Edit: Sorry, just realized that puppetx was talking about the box, not the boat

[–] papalonian@kbin.social 1 points 1 year ago

In your slicer, you should be able to "play" the gcode to show you step by step what you printer is going to do, for each layer.

[–] puppetx@lemmy.world 1 points 1 year ago

In prusa slicer after you click slice you will be presented with your sliced gcode. At this point you can use the vertical scroll bar on the right (to pick a layer), and the horizontal scroll bar on the bottom (to play through the tool path (moves) for that layer) to see every operation your printer is going to perform as it runs this gcode.

If this was somehow caused by bad slicing/g-code it could be used to help troubleshoot it. But it sounds like others here have probably provided more insightful troubleshooting suggestions and you may want to pursue their advice first. Hopefully your tightened z screw solves the problem!

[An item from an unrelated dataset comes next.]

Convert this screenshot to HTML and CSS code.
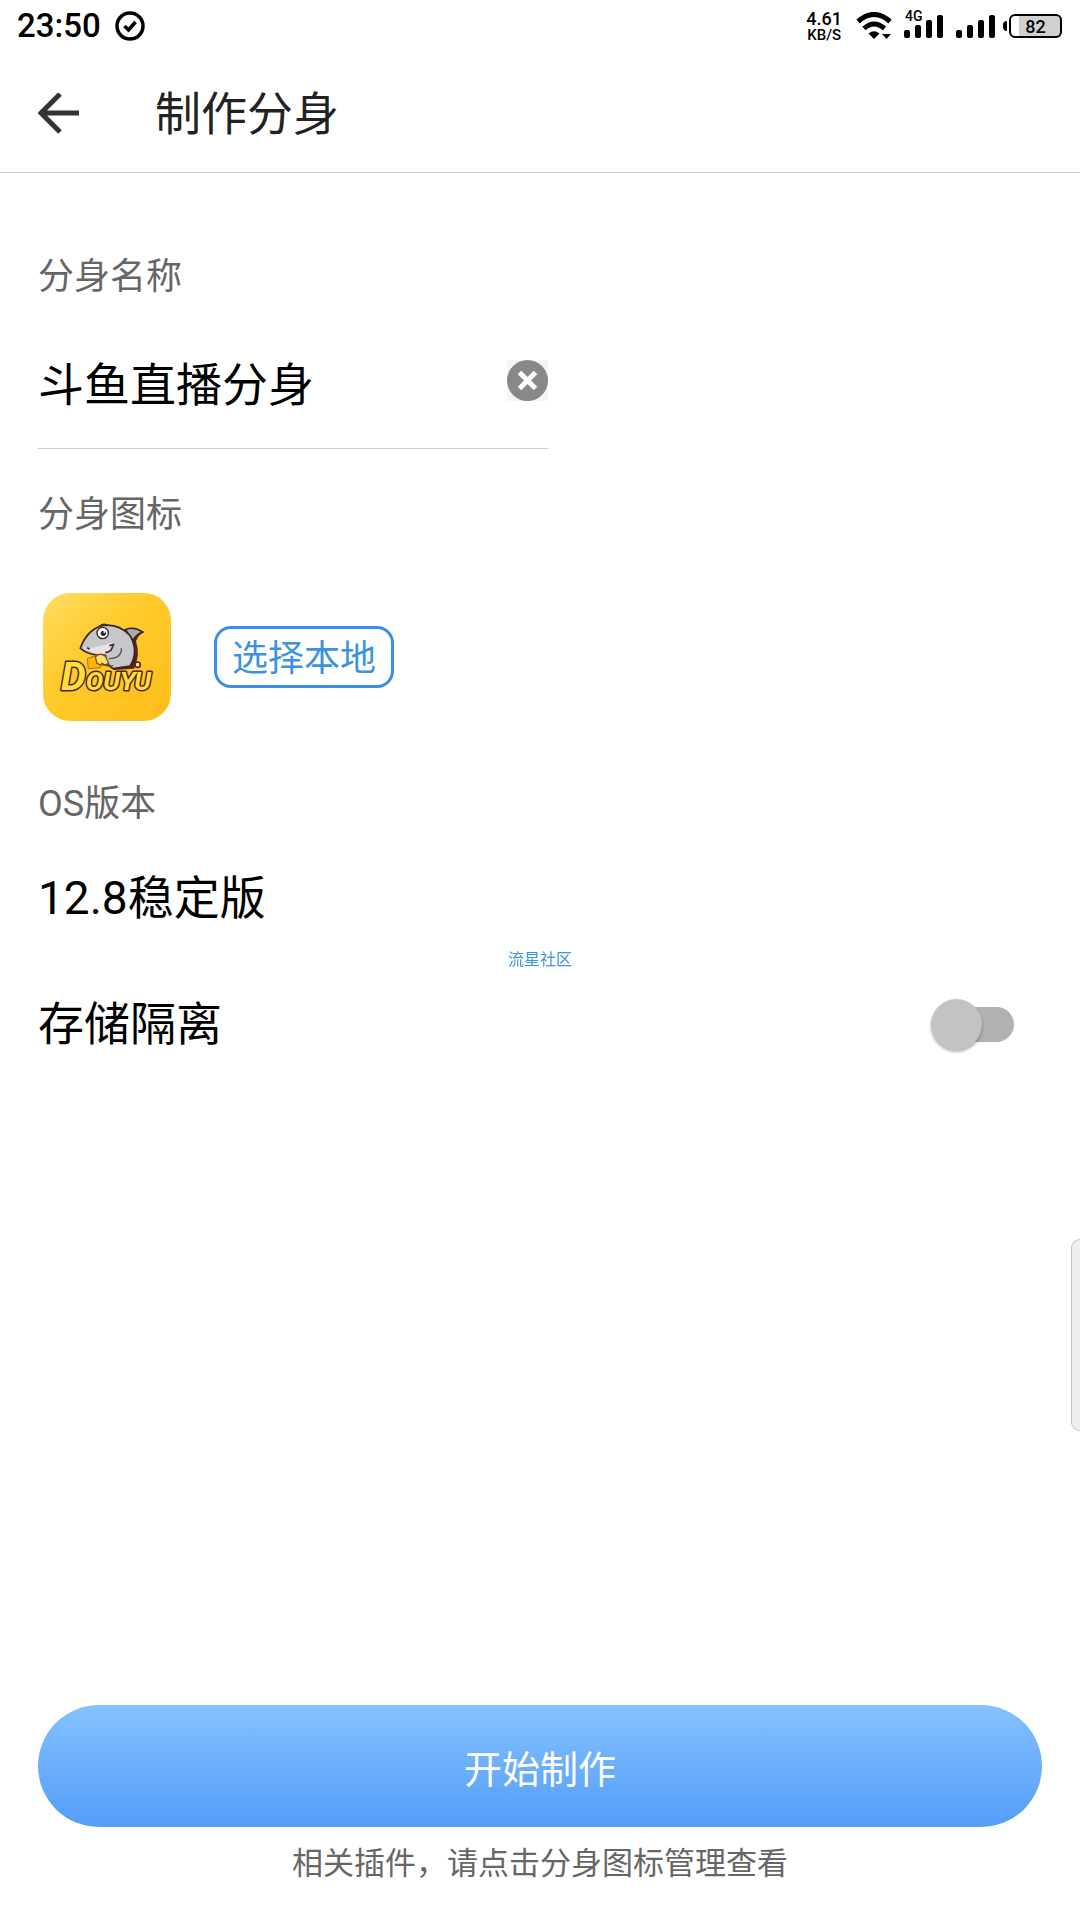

In addition to these other troubleshooting comments, what is your cornering speed like in the slicer on the sharp corners of the boat? (back of hull, back of cabin) It seems either too high, or your hotend fan may be malfunctioning, leading to a jam. Wouldn't be a bad idea to double check that the part fan is spinning when told to as well.

[–] papalonian@kbin.social 1 points 1 year ago* (last edited 1 year ago)

I wrote a very long and detailed comment about your settings last night but it seems it didn't save.

Long story short, your hot end has a maximum amount of filament it can melt and squeeze through your nozzle. Anything more than that and you'll start to have issues.

Let's say for example's sake that your hot end cannot handle more than the default 0.4 nozzle 0.15 layer height @ 60mm/s. You can increase your nozzle size to 0.6, but you'll need to decrease your print speed to keep the hot end happy. Even moreso of you increase layer height as well.

So in your post you went from 0.2 layer @ 40mm/s, to 0.25 layer @ 60mm/s. I don't know what printer/ hot end you've got, but that's kind of a lot of filament. You can increase print temp to compensate, which I see you've done, but remember that your filament has an optimal print temperature, and if you exceed that too far you'll run in to issues there as well.

Have you already tried printing calibration towers (temp, speed, retract, flow etc)? If not, definitely look up a video or two on how to get them set up. They are much more effective for finding proper print settings than test prints like the benchy. Use towers to find the right settings, use your benchy to test the settings to make sure everything looks good.